Prediction markets currently place the odds of a prolonged closure extending into late May 2026 at 6.6%. A separate metric shows a 68% probability that 20 ships will transit the strait by May 31, suggesting markets expect some normalization but aren’t betting the house on it.

Dallas Fed surveys paint a grimmer timeline. Energy sector executives surveyed expect disruptions could persist until at least August 2026.

Why crypto investors should care about oil tankers

Bitcoin mining is fundamentally an energy business. When oil prices spike, electricity costs tend to follow, particularly in regions that rely heavily on fossil fuel generation. Sustained high oil prices could make Bitcoin mining significantly less profitable in high-cost areas like China.

Inflationary pressures from elevated energy costs complicate the Federal Reserve’s calculus on interest rate cuts. If oil stays elevated through the summer, the Fed has less room to ease monetary policy, meaning less capital flowing into risk assets.

Rising energy costs and commodity volatility could drive increased demand for energy-linked digital assets, tokenized commodities, and DeFi protocols associated with real-world commodity exposure.

The broader picture for digital asset markets

If Morgan Stanley’s $110 per barrel projection materializes, higher energy costs feed into CPI numbers, which feed into Fed decisions, which feed into the liquidity environment that crypto trades within.

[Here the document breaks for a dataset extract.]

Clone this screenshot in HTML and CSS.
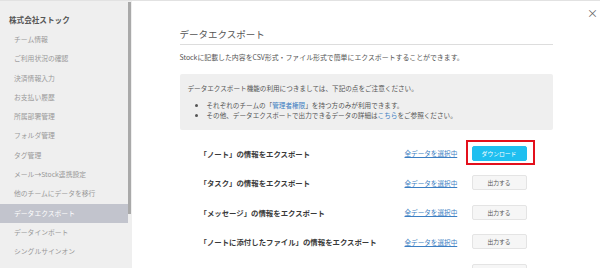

Mining tokens and energy-related DeFi assets represent a potential exception, as these sectors could benefit from elevated energy prices precisely because they’re designed to track or interact with energy markets.

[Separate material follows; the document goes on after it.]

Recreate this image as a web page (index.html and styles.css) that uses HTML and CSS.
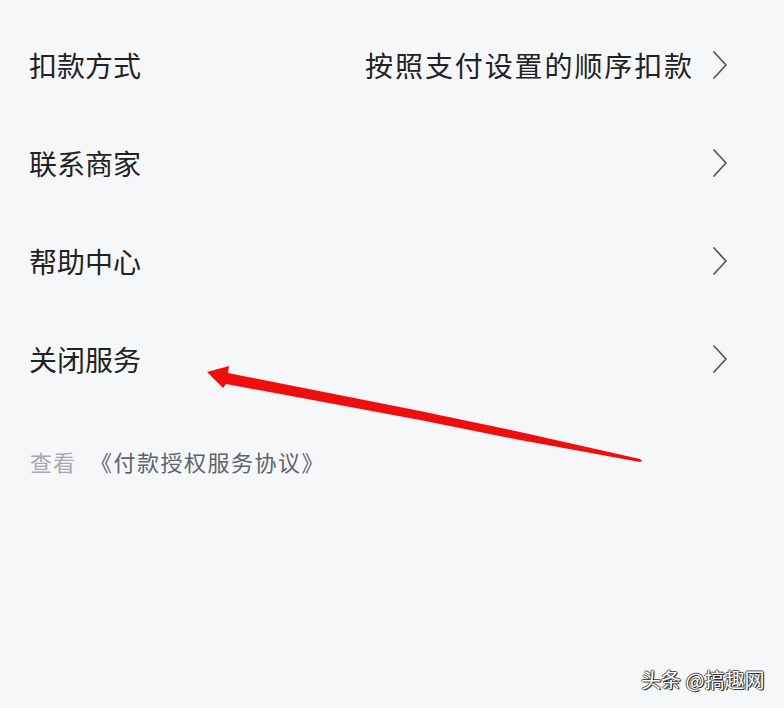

Investors watching this situation should track three things closely: the actual vessel count through Hormuz as a real-time indicator of supply normalization, the Fed’s response to energy-driven inflation data, and mining profitability metrics in high-cost regions. If disruptions extend to August 2026 as Dallas Fed survey respondents expect, the downstream effects on crypto liquidity and mining economics will compound in ways that current pricing may not fully reflect.